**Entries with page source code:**
--------------------------------------------------

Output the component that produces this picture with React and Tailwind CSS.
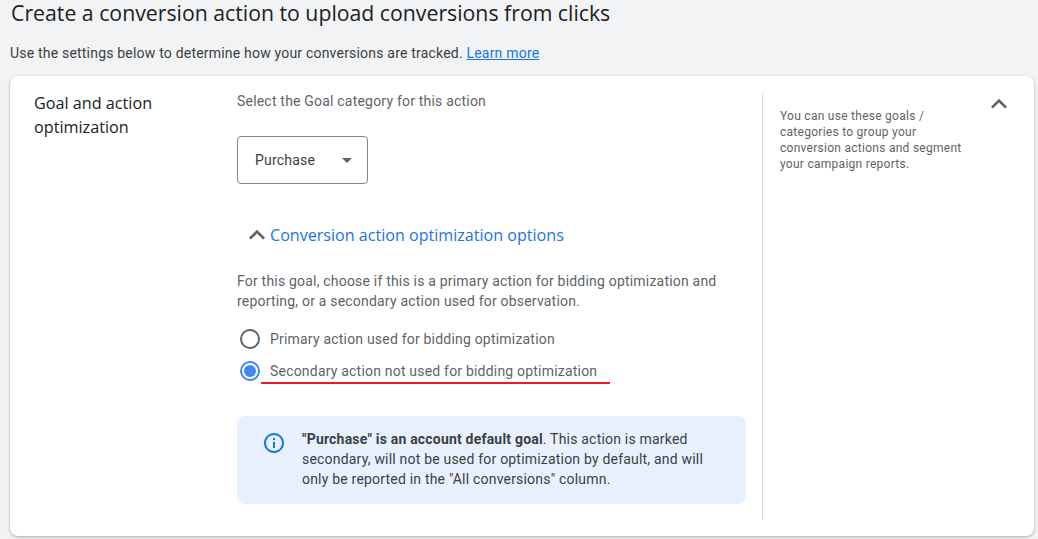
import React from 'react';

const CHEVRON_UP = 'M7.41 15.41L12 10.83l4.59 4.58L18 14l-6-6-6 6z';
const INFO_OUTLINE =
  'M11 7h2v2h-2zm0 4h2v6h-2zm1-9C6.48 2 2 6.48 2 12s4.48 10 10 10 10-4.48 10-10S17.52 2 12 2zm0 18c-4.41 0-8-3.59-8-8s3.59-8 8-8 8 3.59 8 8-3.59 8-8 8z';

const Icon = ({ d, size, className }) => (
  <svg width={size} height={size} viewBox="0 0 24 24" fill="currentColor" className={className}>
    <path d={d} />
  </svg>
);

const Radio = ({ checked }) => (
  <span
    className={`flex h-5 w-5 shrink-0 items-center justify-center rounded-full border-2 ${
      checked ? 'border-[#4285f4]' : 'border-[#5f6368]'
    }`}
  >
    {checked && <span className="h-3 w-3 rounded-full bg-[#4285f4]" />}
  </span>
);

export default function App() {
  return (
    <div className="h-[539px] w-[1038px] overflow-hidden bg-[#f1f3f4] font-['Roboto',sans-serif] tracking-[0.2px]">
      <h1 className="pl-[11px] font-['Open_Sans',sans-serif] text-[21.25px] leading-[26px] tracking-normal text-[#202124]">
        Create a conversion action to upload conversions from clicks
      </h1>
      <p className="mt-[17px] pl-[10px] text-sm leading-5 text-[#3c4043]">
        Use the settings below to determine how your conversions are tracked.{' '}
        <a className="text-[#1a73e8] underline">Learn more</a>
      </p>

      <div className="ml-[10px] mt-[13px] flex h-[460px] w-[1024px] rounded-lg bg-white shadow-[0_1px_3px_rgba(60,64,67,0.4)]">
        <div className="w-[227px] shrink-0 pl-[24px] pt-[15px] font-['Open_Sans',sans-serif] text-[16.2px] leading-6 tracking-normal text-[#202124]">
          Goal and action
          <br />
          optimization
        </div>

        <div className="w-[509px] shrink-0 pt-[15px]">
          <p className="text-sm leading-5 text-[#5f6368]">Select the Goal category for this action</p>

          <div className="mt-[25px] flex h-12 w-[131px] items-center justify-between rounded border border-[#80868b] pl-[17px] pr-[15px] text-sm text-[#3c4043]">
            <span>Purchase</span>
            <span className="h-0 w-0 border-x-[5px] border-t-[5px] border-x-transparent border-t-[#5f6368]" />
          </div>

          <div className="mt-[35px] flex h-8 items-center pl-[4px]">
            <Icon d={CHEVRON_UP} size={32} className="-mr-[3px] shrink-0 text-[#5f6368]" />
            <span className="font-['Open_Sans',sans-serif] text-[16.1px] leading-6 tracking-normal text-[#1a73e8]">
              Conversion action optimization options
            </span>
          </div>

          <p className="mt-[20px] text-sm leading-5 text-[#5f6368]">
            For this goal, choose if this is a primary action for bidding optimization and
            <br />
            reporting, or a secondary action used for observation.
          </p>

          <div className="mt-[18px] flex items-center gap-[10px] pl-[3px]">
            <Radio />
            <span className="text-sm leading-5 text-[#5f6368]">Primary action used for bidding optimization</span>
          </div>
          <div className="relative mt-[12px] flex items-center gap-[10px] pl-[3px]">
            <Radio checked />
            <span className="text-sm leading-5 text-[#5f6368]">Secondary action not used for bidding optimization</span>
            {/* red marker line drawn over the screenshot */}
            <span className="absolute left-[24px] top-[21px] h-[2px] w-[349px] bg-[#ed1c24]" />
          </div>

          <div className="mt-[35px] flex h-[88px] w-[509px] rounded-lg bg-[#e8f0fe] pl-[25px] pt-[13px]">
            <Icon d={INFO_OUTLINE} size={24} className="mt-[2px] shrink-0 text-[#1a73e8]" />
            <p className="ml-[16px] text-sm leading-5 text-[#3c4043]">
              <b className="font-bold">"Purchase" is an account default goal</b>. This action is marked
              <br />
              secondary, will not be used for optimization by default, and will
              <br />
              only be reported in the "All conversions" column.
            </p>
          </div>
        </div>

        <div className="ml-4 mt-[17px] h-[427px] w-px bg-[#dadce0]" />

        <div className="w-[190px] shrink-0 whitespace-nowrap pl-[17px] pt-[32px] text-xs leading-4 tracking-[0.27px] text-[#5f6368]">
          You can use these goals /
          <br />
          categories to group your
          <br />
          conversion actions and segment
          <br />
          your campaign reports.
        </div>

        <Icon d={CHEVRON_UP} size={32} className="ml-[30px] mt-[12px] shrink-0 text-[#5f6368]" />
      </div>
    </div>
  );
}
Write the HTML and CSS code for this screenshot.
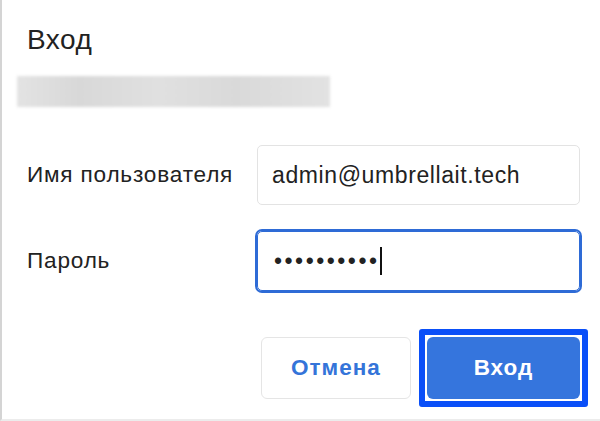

--------------------------------------------------

**SET PROBLEM:** Return the material exactly as given, apart from the pictures.

**SOLUTION BELOW:**
Output the component that produces this picture with React and Tailwind CSS.
import React from 'react';

const CHEVRON_UP = 'M7.41 15.41L12 10.83l4.59 4.58L18 14l-6-6-6 6z';
const INFO_OUTLINE =
  'M11 7h2v2h-2zm0 4h2v6h-2zm1-9C6.48 2 2 6.48 2 12s4.48 10 10 10 10-4.48 10-10S17.52 2 12 2zm0 18c-4.41 0-8-3.59-8-8s3.59-8 8-8 8 3.59 8 8-3.59 8-8 8z';

const Icon = ({ d, size, className }) => (
  <svg width={size} height={size} viewBox="0 0 24 24" fill="currentColor" className={className}>
    <path d={d} />
  </svg>
);

const Radio = ({ checked }) => (
  <span
    className={`flex h-5 w-5 shrink-0 items-center justify-center rounded-full border-2 ${
      checked ? 'border-[#4285f4]' : 'border-[#5f6368]'
    }`}
  >
    {checked && <span className="h-3 w-3 rounded-full bg-[#4285f4]" />}
  </span>
);

export default function App() {
  return (
    <div className="h-[539px] w-[1038px] overflow-hidden bg-[#f1f3f4] font-['Roboto',sans-serif] tracking-[0.2px]">
      <h1 className="pl-[11px] font-['Open_Sans',sans-serif] text-[21.25px] leading-[26px] tracking-normal text-[#202124]">
        Create a conversion action to upload conversions from clicks
      </h1>
      <p className="mt-[17px] pl-[10px] text-sm leading-5 text-[#3c4043]">
        Use the settings below to determine how your conversions are tracked.{' '}
        <a className="text-[#1a73e8] underline">Learn more</a>
      </p>

      <div className="ml-[10px] mt-[13px] flex h-[460px] w-[1024px] rounded-lg bg-white shadow-[0_1px_3px_rgba(60,64,67,0.4)]">
        <div className="w-[227px] shrink-0 pl-[24px] pt-[15px] font-['Open_Sans',sans-serif] text-[16.2px] leading-6 tracking-normal text-[#202124]">
          Goal and action
          <br />
          optimization
        </div>

        <div className="w-[509px] shrink-0 pt-[15px]">
          <p className="text-sm leading-5 text-[#5f6368]">Select the Goal category for this action</p>

          <div className="mt-[25px] flex h-12 w-[131px] items-center justify-between rounded border border-[#80868b] pl-[17px] pr-[15px] text-sm text-[#3c4043]">
            <span>Purchase</span>
            <span className="h-0 w-0 border-x-[5px] border-t-[5px] border-x-transparent border-t-[#5f6368]" />
          </div>

          <div className="mt-[35px] flex h-8 items-center pl-[4px]">
            <Icon d={CHEVRON_UP} size={32} className="-mr-[3px] shrink-0 text-[#5f6368]" />
            <span className="font-['Open_Sans',sans-serif] text-[16.1px] leading-6 tracking-normal text-[#1a73e8]">
              Conversion action optimization options
            </span>
          </div>

          <p className="mt-[20px] text-sm leading-5 text-[#5f6368]">
            For this goal, choose if this is a primary action for bidding optimization and
            <br />
            reporting, or a secondary action used for observation.
          </p>

          <div className="mt-[18px] flex items-center gap-[10px] pl-[3px]">
            <Radio />
            <span className="text-sm leading-5 text-[#5f6368]">Primary action used for bidding optimization</span>
          </div>
          <div className="relative mt-[12px] flex items-center gap-[10px] pl-[3px]">
            <Radio checked />
            <span className="text-sm leading-5 text-[#5f6368]">Secondary action not used for bidding optimization</span>
            {/* red marker line drawn over the screenshot */}
            <span className="absolute left-[24px] top-[21px] h-[2px] w-[349px] bg-[#ed1c24]" />
          </div>

          <div className="mt-[35px] flex h-[88px] w-[509px] rounded-lg bg-[#e8f0fe] pl-[25px] pt-[13px]">
            <Icon d={INFO_OUTLINE} size={24} className="mt-[2px] shrink-0 text-[#1a73e8]" />
            <p className="ml-[16px] text-sm leading-5 text-[#3c4043]">
              <b className="font-bold">"Purchase" is an account default goal</b>. This action is marked
              <br />
              secondary, will not be used for optimization by default, and will
              <br />
              only be reported in the "All conversions" column.
            </p>
          </div>
        </div>

        <div className="ml-4 mt-[17px] h-[427px] w-px bg-[#dadce0]" />

        <div className="w-[190px] shrink-0 whitespace-nowrap pl-[17px] pt-[32px] text-xs leading-4 tracking-[0.27px] text-[#5f6368]">
          You can use these goals /
          <br />
          categories to group your
          <br />
          conversion actions and segment
          <br />
          your campaign reports.
        </div>

        <Icon d={CHEVRON_UP} size={32} className="ml-[30px] mt-[12px] shrink-0 text-[#5f6368]" />
      </div>
    </div>
  );
}
Write the HTML and CSS code for this screenshot.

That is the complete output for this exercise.